76 As for that "helmet of faith," which, in the passage first quoted, he has been seen commanding his disciples to put on—of that faith, which is the everlasting object of his so indefatigably repeated "command," and which is always faith in Paul,—for of Jesus scarcely is so much as a word, except the name, to be found in any of his Epistles,—as to this helmet, it is the sort of cap, which a man learned how to put on, when he had made himself perfect, in what may be called the self-deceptive exercise, or in a word the exercise of faith. It is composed of two very simple operations: at the word of command, the recruit turns its face to the arguments on one side; at the word of command, it turns its back to those on the other side. The test of perfection is—its being able to hold in its embrace, for any length of time, both parts together of a self-contradictory proposition; such as, that three man's-persons,—to use the German word, or if any other sorts of persons there are three others,—are but one. When the helmet sits close enough on his head to enable him to do this, there is no fear of its falling off. Holding fast to improbabilities, how absurd and extravagant soever, is thenceforward but child's play to him:—for example, belief in the future existence of Paul's Antichrist: including, the coming on of those scenes, in which that raw-head and bloody bones is to be the principal performer.
To this, as to anything else, the mind of man is capable of being brought, by assurances of infinite enjoyment, in case of his having made himself perfect in this exercise, or of infinite torment in case of his neglecting it: of course, still more effectually, by both assurances put together; and, considering the facility of both operations, easier terms could not very easily be imagined. A capital convenience is—that, for producing faith in this way, not a particle of anything in the shape of evidence is necessary: the place of evidence is supplied by assurance:—by the intensity, real or apparent, of the persuasion, to which expression has been given, by what the preacher has said or done. The more intense the apparent assurance on the one part, the greater the apparent safety, obtained by yielding to it, on the other: and thus it is, that no absurdity can be so flagrant, that the side on which it is found may not be embraced, under the notion of its being the safe side. When Paul, with his accustomed vehemence, was preaching the world's end, so many of his Thessalonians as believed in it, believed, that believing in it was being on the safe side. On the part of the preacher, the more vehement and impudent the assurance, the greater on the part of the disciple, the apparent danger on the disbelieving, the apparent safety on the believing side.

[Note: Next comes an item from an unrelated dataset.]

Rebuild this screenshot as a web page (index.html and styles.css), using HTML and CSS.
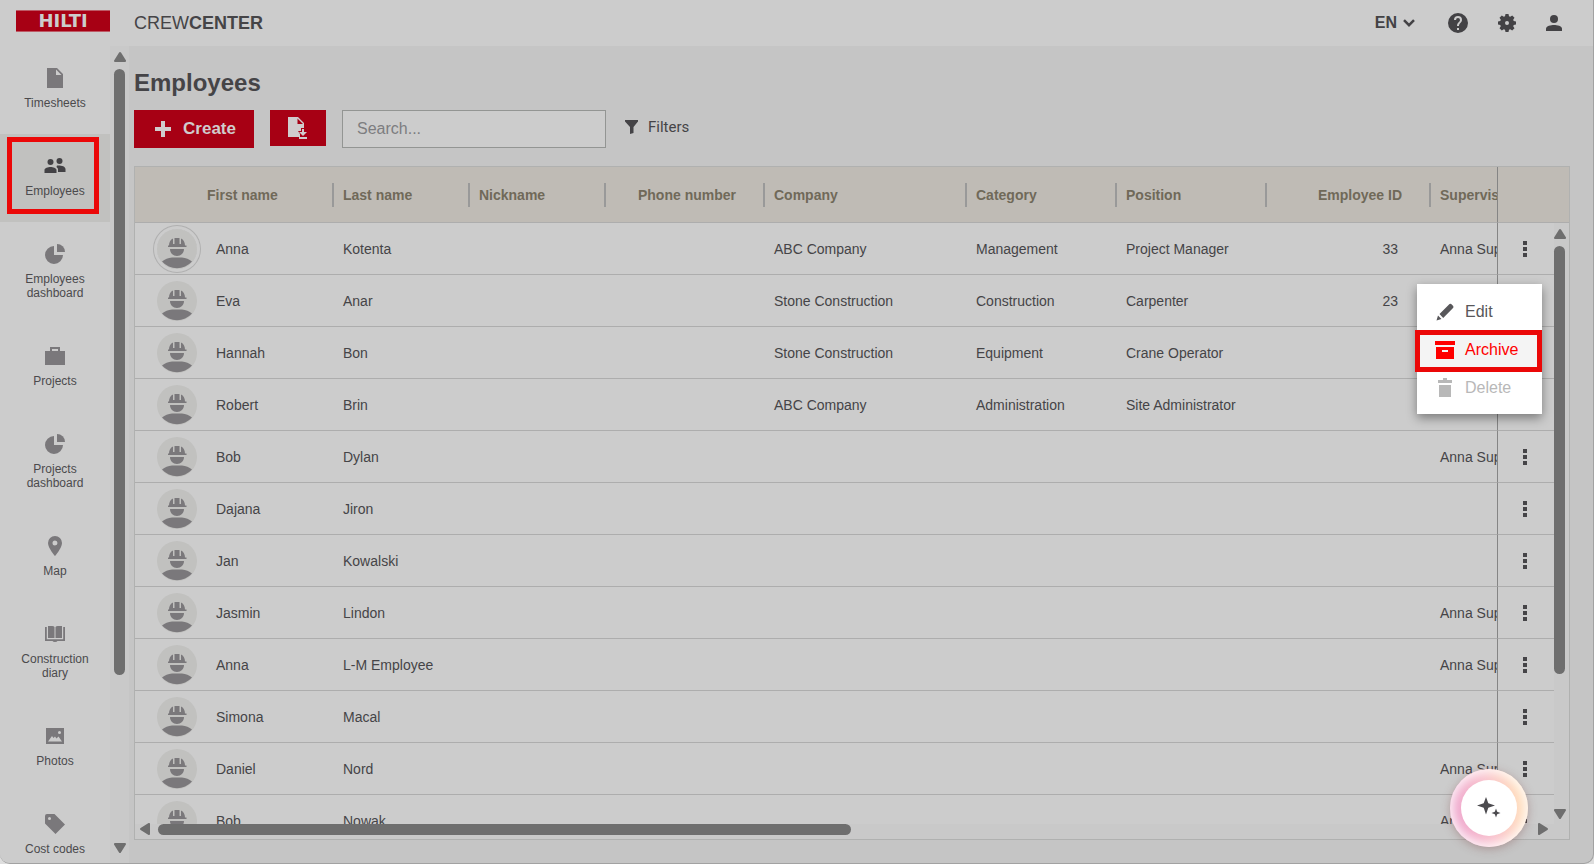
FILE: index.html
```html
<!DOCTYPE html>
<html lang="en">
<head>
    <meta charset="UTF-8">
    <meta name="viewport" content="width=device-width, initial-scale=1.0">
    <title>Crewcenter - Employees</title>
    <link rel="stylesheet" href="styles.css">
</head>
<body>
    <!-- Shared icons -->
    <svg class="sprite" aria-hidden="true">
        <symbol id="i-pie" viewBox="0 0 20 20">
            <path d="M9 2v9h9a9 9 0 1 1-9-9z"/>
            <path d="M12 0a8 8 0 0 1 8 8h-8z"/>
        </symbol>
        <symbol id="i-worker" viewBox="0 0 40 40">
            <circle cx="20" cy="20" r="20" fill="#c1c1bf"/>
            <path d="M11 18v-1.500h1c0-3 1.500-6 4-7V15h1.500V9h5v6H24V9.500c2.500 1 4 4 4 7h1.500V18H11zM13 20h14c0 4-3 7-7 7s-7-3-7-7z"/>
            <path d="M5 32.500c3-2.500 6-3.500 10-4h10c4 .5 7 1.500 10 4A20 20 0 0 1 5 32.500z"/>
        </symbol>
        <symbol id="i-dots" viewBox="0 0 4 16">
            <path d="M0 0h4v4H0zM0 6h4v4H0zM0 12h4v4H0z"/>
        </symbol>
        <symbol id="i-arrow" viewBox="0 0 12 10">
            <path d="M6 0q.6 0 1 .6l5 8Q12.200 10 11 10H1Q-.2 10 .1 8.600l5-8Q5.400 0 6 0z"/>
        </symbol>
    </svg>

    <div class="app">
        <header class="topbar">
            <a class="logo" href="#">HILTI</a>
            <span class="product">CREW<b>CENTER</b></span>
            <div class="topbar-tools">
                <button class="lang" type="button">EN
                    <svg width="12" height="8" viewBox="0 0 12 8"><path d="M1 1.200l5 5 5-5" fill="none" stroke="currentColor" stroke-width="2.500"/></svg>
                </button>
                <button type="button" aria-label="Help">
                    <svg width="20" height="20" viewBox="2 2 20 20"><path d="M12 2a10 10 0 1 0 0 20 10 10 0 0 0 0-20zm1 17h-2v-2h2zm2.070-7.750-.9.920C13.450 12.900 13 13.500 13 15h-2v-.5c0-1.100.45-2.100 1.170-2.830l1.240-1.260c.37-.36.59-.86.59-1.410a2 2 0 0 0-4 0H8a4 4 0 0 1 8 0c0 .88-.36 1.680-.93 2.250z"/></svg>
                </button>
                <button type="button" aria-label="Settings">
                    <svg width="18" height="18" viewBox="0 0 18 18"><path fill-rule="evenodd" d="M7.500 0h3l.5 2.300 1.200.5L14.200 1.500l2.300 2.300-1.300 2 .5 1.200 2.300.5v3l-2.300.5-.5 1.200 1.300 2-2.300 2.300-2-1.300-1.200.5-.5 2.300h-3L7 15.700l-1.200-.5-2 1.300-2.300-2.300 1.300-2L2.300 11 0 10.500v-3L2.300 7l.5-1.200-1.300-2 2.300-2.300 2 1.300L7 2.300zM9 7a2 2 0 1 0 0 4 2 2 0 0 0 0-4z"/></svg>
                </button>
                <button type="button" aria-label="Account">
                    <svg width="16" height="16" viewBox="0 0 16 16"><circle cx="8" cy="4" r="4"/><path d="M0 16v-2.500C0 11 5 10 8 10s8 1 8 3.500V16z"/></svg>
                </button>
            </div>
        </header>

        <div class="layout">
            <nav class="sidebar">
                <a class="nav-item" href="#">
                    <svg viewBox="0 0 20 20"><path fill-rule="evenodd" d="M2 0h10l6 6v14H2zM11 1.500V7h5.500z"/></svg>
                    <span>Timesheets</span>
                </a>
                <a class="nav-item active marked" href="#">
                    <svg class="wide" viewBox="0 0 22 20"><circle cx="6.500" cy="6" r="3"/><circle cx="15.500" cy="5" r="3"/><path d="M.5 17v-3c0-2 3.500-3 6-3s6 1 6 3v3zM13 9.500c3-.5 8.500.5 8.500 3.500v3H14v-2.500c0-1.500-1-2-1.500-2.500z"/></svg>
                    <span>Employees</span>
                </a>
                <a class="nav-item" href="#">
                    <svg><use href="#i-pie"/></svg>
                    <span>Employees dashboard</span>
                </a>
                <a class="nav-item" href="#">
                    <svg viewBox="0 0 20 20"><path fill-rule="evenodd" d="M5 1h10v4h5v14H0V5h5zM7 3v2h6V3z"/></svg>
                    <span>Projects</span>
                </a>
                <a class="nav-item" href="#">
                    <svg><use href="#i-pie"/></svg>
                    <span>Projects dashboard</span>
                </a>
                <a class="nav-item" href="#">
                    <svg viewBox="0 0 20 20"><path fill-rule="evenodd" d="M10 0a7 7 0 0 1 7 7c0 5-7 13-7 13S3 12 3 7a7 7 0 0 1 7-7zm0 4.500a2.500 2.500 0 1 0 0 5 2.500 2.500 0 0 0 0-5z"/></svg>
                    <span>Map</span>
                </a>
                <a class="nav-item" href="#">
                    <svg viewBox="0 0 20 20"><path d="M3 2h4q2 0 2.500 1v11Q9 14 7 14H3zM17 2h-4q-2 0-2.500 1v11q.5 0 2.500 0h4zM0 3h1.800v12.200h16.400V3H20v14h-7.500q-.5 1-2.500 1t-2.500-1H0z"/></svg>
                    <span>Construction diary</span>
                </a>
                <a class="nav-item" href="#">
                    <svg viewBox="0 0 20 20"><path fill-rule="evenodd" d="M1 2h18v16H1zM3 15.500h14l-3.500-5-2 2-1.500-2-1.500 1.500-1.500-2zM14.500 5a1.500 1.500 0 1 0 0 3 1.500 1.500 0 0 0 0-3z"/></svg>
                    <span>Photos</span>
                </a>
                <a class="nav-item" href="#">
                    <svg viewBox="0 0 20 20"><path fill-rule="evenodd" d="M2 0h7.500L20 10.500 10.500 20 0 9.500V2q0-2 2-2zm2.500 3a1.500 1.500 0 1 0 0 3 1.500 1.500 0 0 0 0-3z"/></svg>
                    <span>Cost codes</span>
                </a>
            </nav>
            <div class="scroll-v scroll-nav">
                <svg class="arrow"><use href="#i-arrow"/></svg>
                <div class="track"><div class="thumb"></div></div>
                <svg class="arrow down"><use href="#i-arrow"/></svg>
            </div>

            <main class="content">
                <h1>Employees</h1>
                <div class="toolbar">
                    <button class="btn btn-create" type="button">
                        <svg width="16" height="16" viewBox="0 0 16 16"><path d="M6 0h4v6h6v4h-6v6H6v-6H0V6h6z"/></svg>
                        Create
                    </button>
                    <button class="btn btn-export" type="button" aria-label="Export">
                        <svg width="20" height="22" viewBox="0 0 20 22"><path fill-rule="evenodd" d="M0 0h10l6 6v5h-3v3h-3l2 3v3H0zM9.500 1.500V7H15z"/><path d="M14 12h2v3h3l-4 4-4-4h3zM11 20h8v2h-8z"/></svg>
                    </button>
                    <input class="search" type="text" placeholder="Search..." aria-label="Search">
                    <button class="filters" type="button">
                        <svg width="13" height="14" viewBox="0 0 13 14"><path d="M0 0h13v1.500L8.500 7v6L5 14V7L0 1.500z"/></svg>
                        Filters
                    </button>
                </div>

                <div class="frame">
                    <div class="view">
                        <table class="employees">
                            <colgroup>
                                <col class="c-first"><col class="c-name"><col class="c-name"><col class="c-phone"><col class="c-company"><col class="c-mid"><col class="c-mid"><col class="c-id"><col><col class="c-actions"><col class="c-scroll">
                            </colgroup>
                            <thead>
                                <tr>
                                    <th class="first">First name</th>
                                    <th>Last name</th>
                                    <th>Nickname</th>
                                    <th class="num">Phone number</th>
                                    <th>Company</th>
                                    <th>Category</th>
                                    <th>Position</th>
                                    <th class="num">Employee ID</th>
                                    <th class="last">Supervisor</th>
                                    <th class="actions"></th>
                                    <th class="gutter"></th>
                                </tr>
                            </thead>
                            <tbody>
                                <tr>
                                    <td><div class="person"><svg class="avatar ring"><use href="#i-worker"/></svg>Anna</div></td>
                                    <td>Kotenta</td><td></td><td></td><td>ABC Company</td><td>Management</td><td>Project Manager</td><td class="num">33</td><td>Anna Supervisor</td>
                                    <td class="actions"><button type="button" aria-label="Actions"><svg><use href="#i-dots"/></svg></button></td><td class="gutter"></td>
                                </tr>
                                <tr>
                                    <td><div class="person"><svg class="avatar"><use href="#i-worker"/></svg>Eva</div></td>
                                    <td>Anar</td><td></td><td></td><td>Stone Construction</td><td>Construction</td><td>Carpenter</td><td class="num">23</td><td></td>
                                    <td class="actions"></td><td class="gutter"></td>
                                </tr>
                                <tr>
                                    <td><div class="person"><svg class="avatar"><use href="#i-worker"/></svg>Hannah</div></td>
                                    <td>Bon</td><td></td><td></td><td>Stone Construction</td><td>Equipment</td><td>Crane Operator</td><td></td><td></td>
                                    <td class="actions"></td><td class="gutter"></td>
                                </tr>
                                <tr>
                                    <td><div class="person"><svg class="avatar"><use href="#i-worker"/></svg>Robert</div></td>
                                    <td>Brin</td><td></td><td></td><td>ABC Company</td><td>Administration</td><td>Site Administrator</td><td></td><td></td>
                                    <td class="actions"></td><td class="gutter"></td>
                                </tr>
                                <tr>
                                    <td><div class="person"><svg class="avatar"><use href="#i-worker"/></svg>Bob</div></td>
                                    <td>Dylan</td><td></td><td></td><td></td><td></td><td></td><td></td><td>Anna Supervisor</td>
                                    <td class="actions"><button type="button" aria-label="Actions"><svg><use href="#i-dots"/></svg></button></td><td class="gutter"></td>
                                </tr>
                                <tr>
                                    <td><div class="person"><svg class="avatar"><use href="#i-worker"/></svg>Dajana</div></td>
                                    <td>Jiron</td><td></td><td></td><td></td><td></td><td></td><td></td><td></td>
                                    <td class="actions"><button type="button" aria-label="Actions"><svg><use href="#i-dots"/></svg></button></td><td class="gutter"></td>
                                </tr>
                                <tr>
                                    <td><div class="person"><svg class="avatar"><use href="#i-worker"/></svg>Jan</div></td>
                                    <td>Kowalski</td><td></td><td></td><td></td><td></td><td></td><td></td><td></td>
                                    <td class="actions"><button type="button" aria-label="Actions"><svg><use href="#i-dots"/></svg></button></td><td class="gutter"></td>
                                </tr>
                                <tr>
                                    <td><div class="person"><svg class="avatar"><use href="#i-worker"/></svg>Jasmin</div></td>
                                    <td>Lindon</td><td></td><td></td><td></td><td></td><td></td><td></td><td>Anna Supervisor</td>
                                    <td class="actions"><button type="button" aria-label="Actions"><svg><use href="#i-dots"/></svg></button></td><td class="gutter"></td>
                                </tr>
                                <tr>
                                    <td><div class="person"><svg class="avatar"><use href="#i-worker"/></svg>Anna</div></td>
                                    <td>L-M Employee</td><td></td><td></td><td></td><td></td><td></td><td></td><td>Anna Supervisor</td>
                                    <td class="actions"><button type="button" aria-label="Actions"><svg><use href="#i-dots"/></svg></button></td><td class="gutter"></td>
                                </tr>
                                <tr>
                                    <td><div class="person"><svg class="avatar"><use href="#i-worker"/></svg>Simona</div></td>
                                    <td>Macal</td><td></td><td></td><td></td><td></td><td></td><td></td><td></td>
                                    <td class="actions"><button type="button" aria-label="Actions"><svg><use href="#i-dots"/></svg></button></td><td class="gutter"></td>
                                </tr>
                                <tr>
                                    <td><div class="person"><svg class="avatar"><use href="#i-worker"/></svg>Daniel</div></td>
                                    <td>Nord</td><td></td><td></td><td></td><td></td><td></td><td></td><td>Anna Supervisor</td>
                                    <td class="actions"><button type="button" aria-label="Actions"><svg><use href="#i-dots"/></svg></button></td><td class="gutter"></td>
                                </tr>
                                <tr>
                                    <td><div class="person"><svg class="avatar"><use href="#i-worker"/></svg>Bob</div></td>
                                    <td>Nowak</td><td></td><td></td><td></td><td></td><td></td><td></td><td>Anna Supervisor</td>
                                    <td class="actions"><button type="button" aria-label="Actions"><svg><use href="#i-dots"/></svg></button></td><td class="gutter"></td>
                                </tr>
                            </tbody>
                        </table>
                        <div class="scroll-v scroll-table">
                            <svg class="arrow"><use href="#i-arrow"/></svg>
                            <div class="track"><div class="thumb"></div></div>
                            <svg class="arrow down"><use href="#i-arrow"/></svg>
                        </div>
                    </div>
                    <div class="scroll-h">
                        <svg class="arrow left"><use href="#i-arrow"/></svg>
                        <div class="track"><div class="thumb"></div></div>
                        <svg class="arrow right"><use href="#i-arrow"/></svg>
                    </div>

                    <div class="menu">
                        <button type="button">
                            <svg viewBox="0 0 20 20"><path d="M1.500 18.500L3 13.500l3.500 3.500zM4.500 12L14 2.500q1-1.200 2.200-.4l2 2q.8 1.200-.4 2.200L8.200 16z"/></svg>
                            Edit
                        </button>
                        <button class="archive" type="button">
                            <svg viewBox="0 0 20 20"><path fill-rule="evenodd" d="M0 1h20v4H0zM1 7h18v12H1zM7 10v2h6v-2z"/></svg>
                            Archive
                        </button>
                        <button type="button" disabled>
                            <svg viewBox="0 0 20 20"><path d="M3 2h5V0h4v2h5v3H3zM4 7h12v12H4z"/></svg>
                            Delete
                        </button>
                    </div>
                </div>
            </main>
        </div>
        <button class="assistant" type="button" aria-label="Assistant">
            <span><svg width="24" height="22" viewBox="0 0 24 22"><path d="M9 0l2.300 6.200L18 8.500l-6.700 2.300L9 17.500l-2.300-6.700L0 8.500l6.700-2.300zM19 11.500l1.200 3.300 3.300 1.200-3.300 1.200L19 20.500l-1.200-3.300-3.300-1.200 3.300-1.200z"/></svg></span>
        </button>
    </div>
</body>
</html>
```
FILE: styles.css
```css
* {
    box-sizing: border-box;
}
body {
    margin: 0;
    background-color: #dedede;
    color: #454447;
    font-family: "Liberation Sans", Arial, sans-serif;
    font-size: 14px;
}
button {
    padding: 0;
    border: 0;
    background: none;
    color: inherit;
    font: inherit;
    cursor: pointer;
}
svg {
    display: block;
    flex: none;
    fill: currentColor;
}
.sprite {
    position: absolute;
    width: 0;
    height: 0;
}
.app {
    height: 100vh;
    display: flex;
    flex-direction: column;
    overflow: hidden;
    background-color: #c5c5c5;
    border: solid #a2a2a2;
    border-width: 0 1px 1px 0;
    border-radius: 0 0 10px 10px;
}

/* Top bar */
.topbar {
    flex: none;
    height: 46px;
    display: flex;
    align-items: center;
    padding: 0 31px 0 16px;
    background-color: #ccc;
}
.logo {
    width: 94px;
    height: 22px;
    margin: 0 24px 4px 0;
    border: solid #bd5a66;
    border-width: 1px 0;
    background-color: #a70014;
    color: #ccc;
    font: bold 18px/20px "DejaVu Sans", sans-serif;
    text-align: center;
    text-decoration: none;
}
.product {
    font-size: 18px;
}
.topbar-tools {
    margin-left: auto;
    display: flex;
    align-items: center;
    gap: 30px;
    color: #434245;
}
.lang {
    display: flex;
    align-items: center;
    gap: 6px;
    margin-right: 3px;
    font-size: 16px;
    font-weight: bold;
}

/* Sidebar */
.layout {
    flex: 1;
    min-height: 0;
    display: flex;
}
.sidebar {
    flex: none;
    width: 110px;
    overflow: hidden;
    background-color: #ccc;
}
.nav-item {
    position: relative;
    display: flex;
    flex-direction: column;
    align-items: center;
    gap: 8px;
    padding: 22px 16px 24px;
    color: #4b4a4c;
    font-size: 12px;
    line-height: 14px;
    text-align: center;
    text-decoration: none;
}
.nav-item svg {
    width: 20px;
    height: 20px;
    color: #7a787b;
}
.nav-item svg.wide {
    width: 22px;
}
.nav-item.active {
    background-color: #c1c1bf;
}
.nav-item.active svg {
    color: #434245;
}
.marked::after {
    content: "";
    position: absolute;
    inset: 3px 11px 8px 7px;
    border: 5px solid #eb0808;
}

/* Scrollbars */
.scroll-v {
    display: flex;
    flex-direction: column;
    align-items: center;
    background-color: #c9c9c9;
    color: #6e6e6e;
}
.arrow {
    width: 12px;
    height: 10px;
}
.arrow.down {
    transform: rotate(180deg);
}
.arrow.left {
    transform: rotate(-90deg);
}
.arrow.right {
    transform: rotate(90deg);
}
.track {
    flex: 1;
}
.thumb {
    width: 11px;
    border-radius: 6px;
    background-color: #6e6e6e;
}
.scroll-nav {
    flex: none;
    width: 19px;
    padding: 6px 0 10px;
}
.scroll-nav .track {
    padding: 7px 0;
}
.scroll-nav .thumb {
    height: 79%;
}
.scroll-table {
    position: absolute;
    top: 56px;
    right: 0;
    bottom: 0;
    width: 15px;
    align-items: flex-start;
    padding: 6px 0 5px;
}
.scroll-table .track {
    padding: 7px 0;
}
.scroll-table .thumb {
    height: 77%;
}
.scroll-h {
    flex: none;
    height: 15px;
    display: flex;
    padding: 0 20px 0 4px;
    background-color: #c9c9c9;
    color: #6e6e6e;
}
.scroll-h .track {
    padding: 0 20px 0 7px;
}
.scroll-h .thumb {
    width: 51%;
    height: 11px;
}

/* Page content */
.content {
    flex: 1;
    min-width: 0;
    display: flex;
    flex-direction: column;
    padding: 22px 23px 23px 5px;
}
h1 {
    margin: 0 0 12px;
    font-size: 24px;
    line-height: 30px;
}
.toolbar {
    display: flex;
    align-items: flex-start;
    gap: 16px;
    margin-bottom: 18px;
}
.btn {
    display: flex;
    align-items: center;
    justify-content: center;
    background-color: #a70014;
    color: #d0cccd;
}
.btn-create {
    width: 120px;
    height: 38px;
    padding-left: 3px;
    gap: 12px;
    font-size: 17px;
    font-weight: bold;
}
.btn-export {
    width: 56px;
    height: 36px;
}
.search {
    width: 264px;
    height: 38px;
    padding: 0 14px;
    border: 1px solid #939593;
    border-radius: 0;
    background-color: #ccc;
    color: #454447;
    font: inherit;
    font-size: 16px;
}
.search::placeholder {
    color: #7d7d80;
}
.filters {
    height: 34px;
    display: flex;
    align-items: center;
    gap: 10px;
    margin-left: 3px;
    font-family: Roboto, sans-serif;
    font-size: 15px;
}

/* Employee table */
.frame {
    position: relative;
    flex: 1;
    min-height: 0;
    display: flex;
    flex-direction: column;
    border: 1px solid #b0b1b0;
    background-color: #ccc;
}
.view {
    position: relative;
    flex: 1;
    min-height: 0;
    overflow: hidden;
}
.employees {
    width: 100%;
    table-layout: fixed;
    border-collapse: separate;
    border-spacing: 0;
}
.c-first { width: 199px; }
.c-name { width: 136px; }
.c-phone { width: 159px; }
.c-company { width: 202px; }
.c-mid { width: 150px; }
.c-id { width: 164px; }
.c-actions { width: 57px; }
.c-scroll { width: 15px; }
.employees th,
.employees td {
    padding: 0 0 0 9px;
    overflow: hidden;
    border-bottom: 1px solid #adadad;
    text-align: left;
    white-space: nowrap;
}
.employees th {
    height: 56px;
    background: linear-gradient(#999, #999) right center / 2px 24px no-repeat #bfbbb5;
    color: #706959;
}
.employees td {
    height: 52px;
}
.employees th.first {
    padding-left: 72px;
}
.employees th.last,
.employees th.actions,
.employees th.gutter {
    background-image: none;
}
.employees th.num {
    padding-right: 29px;
    text-align: right;
}
.employees td.num {
    padding-right: 33px;
    text-align: right;
}
.employees .actions {
    padding: 0 2px 0 0;
    border-left: 1px solid #858585;
}
.employees td.gutter {
    border-bottom: 0;
}
.employees td:first-child {
    padding-left: 22px;
}
.person {
    display: flex;
    align-items: center;
    gap: 19px;
}
.avatar {
    width: 40px;
    height: 40px;
    color: #7a787b;
}
.avatar.ring {
    border-radius: 50%;
    box-shadow: 0 0 0 3px #ccc, 0 0 0 4px #b0b0b0;
}
.actions button {
    display: flex;
    align-items: center;
    justify-content: center;
    width: 100%;
    height: 40px;
}
.actions svg {
    width: 4px;
    height: 16px;
}

/* Row menu */
.menu {
    position: absolute;
    top: 117px;
    right: 27px;
    width: 125px;
    padding: 9px 0 7px;
    background-color: #fff;
    box-shadow: 0 4px 10px rgba(0,0,0,0.4);
}
.menu button {
    position: relative;
    display: flex;
    align-items: center;
    gap: 10px;
    width: 100%;
    height: 38px;
    padding: 0 18px;
    color: #58575a;
    font-size: 16px;
}
.menu svg {
    width: 20px;
    height: 20px;
}
.menu button.archive {
    background-color: #f4f4f4;
    color: #f00;
}
.menu button:disabled {
    color: #b8b8b8;
}
.archive::after {
    content: "";
    position: absolute;
    inset: -1px 0 -3px -2px;
    border: 5px solid #eb0808;
}

/* Assistant button */
.assistant {
    position: absolute;
    right: 66px;
    bottom: 17px;
    width: 78px;
    height: 78px;
    display: flex;
    align-items: center;
    justify-content: center;
    border-radius: 50%;
    background: linear-gradient(80deg, #efa6cb 15%, #f9c2cd 50%, #ffdcbc 85%);
    box-shadow: inset 0 0 10px 4px rgba(255,255,255,0.8), 0 2px 10px rgba(120,60,60,0.35);
}
.assistant span {
    width: 56px;
    height: 56px;
    display: flex;
    align-items: center;
    justify-content: center;
    border-radius: 50%;
    background-color: #fff;
    color: #4c4b4f;
}
```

By this means are produced the signs and wonders we read of in the Epistles of our modern missionaries; for, how conclusive soever the evidence may be, which the assertions they employ might call in for their support,—conclusive to every reasonable mind by which it was received,—assuredly it is not by the evidence, but by the unsupported assertion, that, on the occasion of those exploits of theirs,—whatever credence has place, is produced.